久住氏もNTTグリーン&フード推進に当たり、特別な越境プログラムを組んだわけではありませんでしたが、「外部との共創の必要性や、自前主義に対する危機感は自分の周辺でも出始めている」と話します。その点、思いを原動力に、真剣にテーマについて考え、困難を突破する実体験を踏まえて議論するワーキンググループは、小さな取り組みながらも越境経験の一助になったといいます。

「アントレプレナーシップ(企業家精神)を発揮する機会が少ない大企業の人材は、スタートアップのように振る舞うのが難しい」という問題もありますが、有馬氏は「やりたいこと、思いを持っている個人は社内に必ずいるものです。それがイノベーション推進の原動力になる」と話します。そうした人材を組織内で意欲的に集め、越境を経験させるのが1つの手立てとなります。

では、「共創を推進できるリーダーの要件」についてはどうでしょうか。入社からずっと大企業内で育成された多くのリーダー人材は、数々の難関を勝ち抜いてきた「失敗を知らない人たち」です。しかしイノベーションやスタートアップ連携においては、「失敗を厭わない人」や「失敗を乗り越えられる人」が、リーダーの素養として求められます。大企業とスタートアップが求める人材像に違いはありますが、パネリストからは「大企業側から越境経験のプログラムにしばらく派遣されていた社員が、スタートアップ人材として戻ってきた」というエピソードも明かされました。
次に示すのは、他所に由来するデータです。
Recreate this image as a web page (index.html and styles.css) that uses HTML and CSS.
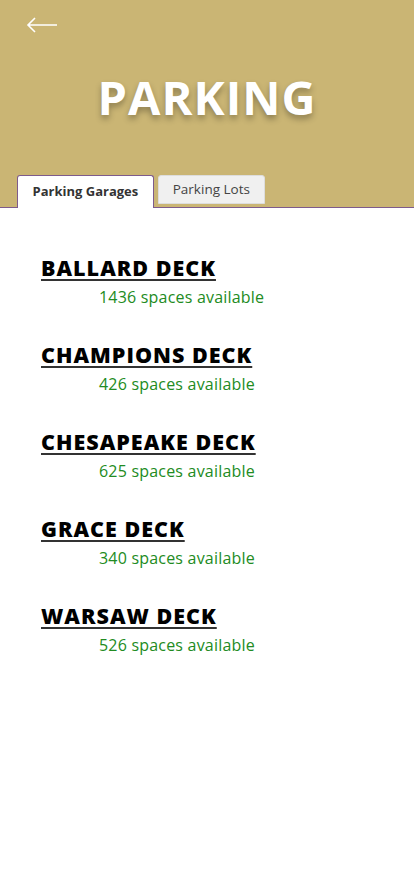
FILE: index.html
```html
<!DOCTYPE html>
<html>
<head>
<meta charset="utf-8">
<link rel="stylesheet" href="styles.css">
</head>
<body>
<header class="hero">
  <div class="back">
    <svg width="32" height="16" viewBox="0 0 32 16"><path d="M31 8H2M9 1L2 8l7 7" fill="none" stroke="#fff" stroke-width="1.6"/></svg>
  </div>
  <h1 class="title">PARKING</h1>
  <nav class="tabs">
    <div class="tab active">Parking Garages</div>
    <div class="tab">Parking Lots</div>
  </nav>
</header>
<main class="list">
  <div class="item"><h2 class="name">BALLARD DECK</h2><p class="avail">1436 spaces available</p></div>
  <div class="item"><h2 class="name">CHAMPIONS DECK</h2><p class="avail">426 spaces available</p></div>
  <div class="item"><h2 class="name">CHESAPEAKE DECK</h2><p class="avail">625 spaces available</p></div>
  <div class="item"><h2 class="name">GRACE DECK</h2><p class="avail">340 spaces available</p></div>
  <div class="item"><h2 class="name">WARSAW DECK</h2><p class="avail">526 spaces available</p></div>
</main>
</body>
</html>
```
FILE: styles.css
```css
* { box-sizing: border-box; }
body { margin: 0; font-family: "Open Sans", sans-serif; background: #fff; }
.hero { background: #cab574; height: 208px; border-bottom: 1px solid #7d5b8c; display: flex; flex-direction: column; }
.back { padding: 17px 0 0 26px; height: 40px; }
.back svg { display: block; }
.title { margin: 28px 0 0 0; text-align: center; color: #fff; font-weight: 700; font-size: 47px; line-height: 58px; letter-spacing: 1px; text-shadow: 0 4px 6px rgba(0,0,0,0.3); }
.tabs { margin-top: auto; display: flex; gap: 4px; padding-left: 17px; align-items: flex-start; }
.tab { font-size: 13.5px; color: #444; background: #f0f0f0; border: 1px solid #ddd; border-radius: 3px 3px 0 0; padding: 0 14px; height: 29px; line-height: 27px; }
.tab.active { background: #fff; border-color: #7d5b8c; border-bottom: none; font-size: 13px; font-weight: 700; color: #333; height: 33px; line-height: 30px; margin-bottom: -1px; padding: 0 14.5px; }
.list { padding: 47px 0 0 41px; display: flex; flex-direction: column; gap: 34px; }
.item { display: flex; flex-direction: column; }
.name { margin: 0; font-weight: 800; font-size: 21.5px; line-height: 26px; letter-spacing: 1px; color: #000; text-decoration: underline; text-decoration-thickness: 2px; text-underline-offset: 3px; text-decoration-color: #333; align-self: flex-start; }
.avail { margin: 5px 0 0 58px; font-size: 16px; line-height: 22px; letter-spacing: 0.2px; color: #228b22; }
```
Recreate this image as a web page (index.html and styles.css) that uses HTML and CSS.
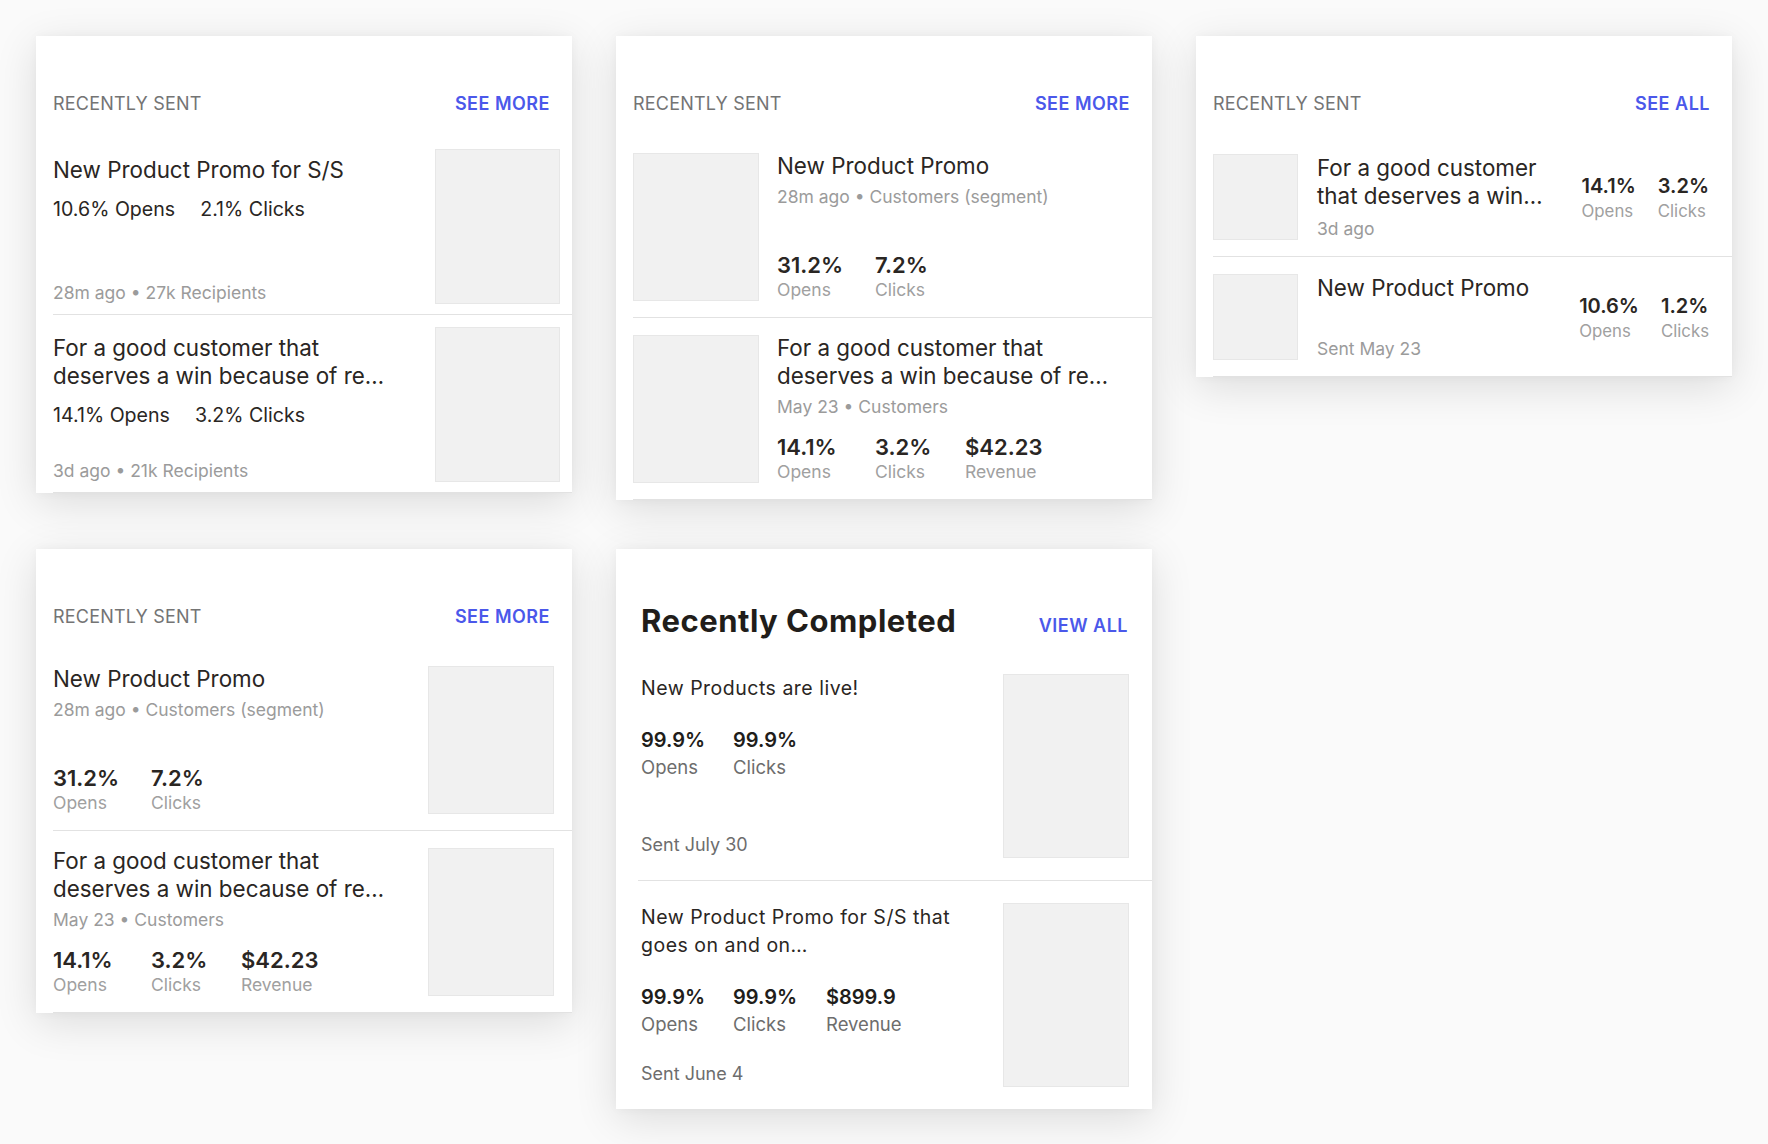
FILE: index.html
```html
<!DOCTYPE html>
<html lang="en">
<head>
<meta charset="utf-8">
<title>Recently Sent</title>
<link rel="stylesheet" href="styles.css">
</head>
<body>
<main class="board">

  <!-- Card 1 -->
  <section class="card card--a">
    <header class="card-head">
      <h2 class="card-label">Recently Sent</h2>
      <a class="card-link" href="#">SEE MORE</a>
    </header>
    <article class="row row--a">
      <div class="row-body">
        <h3 class="row-title">New Product Promo for S/S</h3>
        <p class="inline-stats"><span>10.6% Opens</span><span>2.1% Clicks</span></p>
        <p class="row-foot">28m ago • 27k Recipients</p>
      </div>
      <div class="thumb"></div>
    </article>
    <article class="row row--a">
      <div class="row-body">
        <h3 class="row-title">For a good customer that<br>deserves a win because of re…</h3>
        <p class="inline-stats"><span>14.1% Opens</span><span>3.2% Clicks</span></p>
        <p class="row-foot">3d ago • 21k Recipients</p>
      </div>
      <div class="thumb"></div>
    </article>
  </section>

  <!-- Card 2 -->
  <section class="card card--b">
    <header class="card-head">
      <h2 class="card-label">Recently Sent</h2>
      <a class="card-link" href="#">SEE MORE</a>
    </header>
    <article class="row row--b">
      <div class="thumb"></div>
      <div class="row-body">
        <h3 class="row-title">New Product Promo</h3>
        <p class="row-sub">28m ago • Customers (segment)</p>
        <div class="stats">
          <div class="stat"><span class="stat-num">31.2%</span><span class="stat-label">Opens</span></div>
          <div class="stat"><span class="stat-num">7.2%</span><span class="stat-label">Clicks</span></div>
        </div>
      </div>
    </article>
    <article class="row row--b">
      <div class="thumb"></div>
      <div class="row-body">
        <h3 class="row-title">For a good customer that<br>deserves a win because of re…</h3>
        <p class="row-sub">May 23 • Customers</p>
        <div class="stats">
          <div class="stat"><span class="stat-num">14.1%</span><span class="stat-label">Opens</span></div>
          <div class="stat"><span class="stat-num">3.2%</span><span class="stat-label">Clicks</span></div>
          <div class="stat"><span class="stat-num">$42.23</span><span class="stat-label">Revenue</span></div>
        </div>
      </div>
    </article>
  </section>

  <!-- Card 3 -->
  <section class="card card--c">
    <header class="card-head">
      <h2 class="card-label">Recently Sent</h2>
      <a class="card-link" href="#">SEE ALL</a>
    </header>
    <article class="row row--c">
      <div class="thumb"></div>
      <div class="row-body">
        <h3 class="row-title">For a good customer<br>that deserves a win…</h3>
        <p class="row-foot">3d ago</p>
      </div>
      <div class="stats">
        <div class="stat"><span class="stat-num">14.1%</span><span class="stat-label">Opens</span></div>
        <div class="stat"><span class="stat-num">3.2%</span><span class="stat-label">Clicks</span></div>
      </div>
    </article>
    <article class="row row--c">
      <div class="thumb"></div>
      <div class="row-body">
        <h3 class="row-title">New Product Promo</h3>
        <p class="row-foot">Sent May 23</p>
      </div>
      <div class="stats">
        <div class="stat"><span class="stat-num">10.6%</span><span class="stat-label">Opens</span></div>
        <div class="stat"><span class="stat-num">1.2%</span><span class="stat-label">Clicks</span></div>
      </div>
    </article>
  </section>

  <!-- Card 4 -->
  <section class="card card--b">
    <header class="card-head">
      <h2 class="card-label">Recently Sent</h2>
      <a class="card-link" href="#">SEE MORE</a>
    </header>
    <article class="row row--b row--flip">
      <div class="row-body">
        <h3 class="row-title">New Product Promo</h3>
        <p class="row-sub">28m ago • Customers (segment)</p>
        <div class="stats">
          <div class="stat"><span class="stat-num">31.2%</span><span class="stat-label">Opens</span></div>
          <div class="stat"><span class="stat-num">7.2%</span><span class="stat-label">Clicks</span></div>
        </div>
      </div>
      <div class="thumb"></div>
    </article>
    <article class="row row--b row--flip">
      <div class="row-body">
        <h3 class="row-title">For a good customer that<br>deserves a win because of re…</h3>
        <p class="row-sub">May 23 • Customers</p>
        <div class="stats">
          <div class="stat"><span class="stat-num">14.1%</span><span class="stat-label">Opens</span></div>
          <div class="stat"><span class="stat-num">3.2%</span><span class="stat-label">Clicks</span></div>
          <div class="stat"><span class="stat-num">$42.23</span><span class="stat-label">Revenue</span></div>
        </div>
      </div>
      <div class="thumb"></div>
    </article>
  </section>

  <!-- Card 5 -->
  <section class="card card--d">
    <header class="card-head">
      <h2 class="card-title">Recently Completed</h2>
      <a class="card-link" href="#">VIEW ALL</a>
    </header>
    <article class="row row--d">
      <div class="row-body">
        <h3 class="row-title">New Products are live!</h3>
        <div class="stats">
          <div class="stat"><span class="stat-num">99.9%</span><span class="stat-label">Opens</span></div>
          <div class="stat"><span class="stat-num">99.9%</span><span class="stat-label">Clicks</span></div>
        </div>
        <p class="row-foot">Sent July 30</p>
      </div>
      <div class="thumb"></div>
    </article>
    <article class="row row--d">
      <div class="row-body">
        <h3 class="row-title">New Product Promo for S/S that<br>goes on and on…</h3>
        <div class="stats">
          <div class="stat"><span class="stat-num">99.9%</span><span class="stat-label">Opens</span></div>
          <div class="stat"><span class="stat-num">99.9%</span><span class="stat-label">Clicks</span></div>
          <div class="stat"><span class="stat-num">$899.9</span><span class="stat-label">Revenue</span></div>
        </div>
        <p class="row-foot">Sent June 4</p>
      </div>
      <div class="thumb"></div>
    </article>
  </section>

</main>
</body>
</html>
```
FILE: styles.css
```css
* { box-sizing: border-box; }

body {
  margin: 0;
  background: #fafafa;
  font-family: Inter, "Noto Sans", sans-serif;
  color: #2a2623;
}

.board {
  display: grid;
  grid-template-columns: repeat(3, 536px);
  column-gap: 44px;
  row-gap: 49px;
  align-items: start;
  padding: 36px;
}

/* ---------- card ---------- */
.card {
  background: #fff;
  padding-left: 17px;
  box-shadow: 0 10px 40px rgba(0, 0, 0, 0.12), 0 0 10px rgba(0, 0, 0, 0.035);
}

.card-head {
  display: flex;
  justify-content: space-between;
  align-items: baseline;
  padding: 56px 22px 0 0;
  line-height: 24px;
}

.card-label {
  margin: 0;
  font-size: 18px;
  font-weight: 400;
  letter-spacing: 0.2px;
  text-transform: uppercase;
  color: #747474;
}

.card-link {
  font-size: 18px;
  font-weight: 600;
  letter-spacing: 0.5px;
  color: #4b58ea;
  text-decoration: none;
}

.card--a .card-head { margin-bottom: 21px; }
.card--b .card-head { margin-bottom: 20px; }
.card--c .card-head { margin-bottom: 21px; }

/* ---------- rows ---------- */
.row {
  display: flex;
  border-bottom: 1px solid #e2e2e2;
}

.thumb {
  flex: none;
  background: #f1f1f1;
  border: 1px solid #e7e7e7;
}

.row-body {
  flex: 1;
  min-width: 0;
  display: flex;
  flex-direction: column;
}

.row-title {
  margin: 0;
  font-size: 22.4px;
  font-weight: 400;
  line-height: 28px;
  white-space: nowrap;
}

.row-sub {
  margin: 6px 0 0;
  font-size: 17.5px;
  line-height: 22px;
  color: #9b9b9b;
}

.row-foot {
  margin: auto 0 0;
  font-size: 17.5px;
  line-height: 22px;
  color: #9b9b9b;
}

.stats {
  display: flex;
}

.stat {
  display: flex;
  flex-direction: column;
}

.stat-num {
  font-weight: 600;
  line-height: 26px;
}

.stat-label {
  margin-top: 1px;
  font-size: 17.5px;
  line-height: 22px;
  color: #a0a0a0;
}

/* variant a: text left, inline stats, thumb right */
.row--a { padding: 12px 12px 10px 0; }
.row--a .thumb { width: 125px; height: 155px; }
.row--a .row-body { padding-top: 7px; }

.inline-stats {
  display: flex;
  gap: 25px;
  margin: 12px 0 0;
  font-size: 19.6px;
  line-height: 26px;
}

/* variant b: thumb left, stacked stats */
.row--b { padding: 17px 0 16px 0; }
.row--b .thumb { width: 126px; height: 148px; }
.row--b .row-body { margin-left: 18px; }
.row--b .row-title { margin-top: -1px; }
.row--b .stats {
  display: grid;
  grid-template-columns: 98px 90px auto;
  margin-top: auto;
}
.row--b .stat-num { font-size: 22px; }

.row--flip { padding-right: 18px; }
.row--flip .row-body { margin-left: 0; }

/* variant c: small thumb, stats at right */
.row--c { padding: 17px 23px 16px 0; }
.row--c .thumb { width: 85px; height: 86px; }
.row--c .row-body { margin-left: 19px; }
.row--c .stats { align-self: center; gap: 22px; }
.row--c .stat-num { font-size: 20px; }
.row--c .stat-label { font-size: 16.8px; }

/* variant d: recently completed */
.card--d { padding-left: 22px; }
.card--d .card-head {
  padding: 53px 24px 0 3px;
  line-height: 38px;
  margin-bottom: 7px;
}

.card-title {
  margin: 0;
  font-size: 31px;
  font-weight: 700;
  letter-spacing: 0.5px;
  color: #211d1a;
}

.row--d { padding: 22px 23px 22px 3px; }
.row--d:last-child { border-bottom: 0; }
.row--d .thumb { width: 126px; height: 184px; }
.row--d .row-title {
  font-size: 19.5px;
  letter-spacing: 0.5px;
}
.row--d .stats {
  display: grid;
  grid-template-columns: 92px 93px auto;
  margin-top: 25px;
}
.row--d .stat-num { font-size: 20px; color: #211d1a; }
.row--d .stat-label {
  font-size: 18.5px;
  line-height: 26px;
  color: #6d6d6d;
}
.row--d .row-foot {
  font-size: 18px;
  line-height: 26px;
  color: #6d6d6d;
}
```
いずれにせよ、大企業には、イノベーション人材やデジタル変革人材になる可能性がある社員が存在するはずです。経営幹部や人材開発部門がすべきは、確実にその素養のある、意欲ある人材を把握し、その人たちが活躍する場を提供すること。すなわち越境経験という異なる世界で新しい視野・気づきを手に入れてもらうことが重要なのです。
Open Innovation Beyond Vol.1を終えて―新しいことに挑戦し続ける大切さ
本イベントは、新しいことに挑戦する上で、そこにある「思い」の重要性を改めて知る機会となりました。同時に、大企業×スタートアップ連携の実現に向けたステークホルダー同士が、互いの立場を超えて共創することの難しさと、実現したときの価値の大きさについても再認識するところです。
「共創成果」を出すために重要なことは、解像度の高いビジネスモデルの構築、そして、何よりも熱意を持って新しいことへ挑戦しつづけることです。これこそが、イノベーション推進の加速と、共創による真の成果につながります。

アビームコンサルティングでは今回のセミナーを起点に、共創やイノベーション創出に向けた人材育成、カーブアウト型の事業創出など、複数のテーマでフォローアップのセッションを実施していく予定です。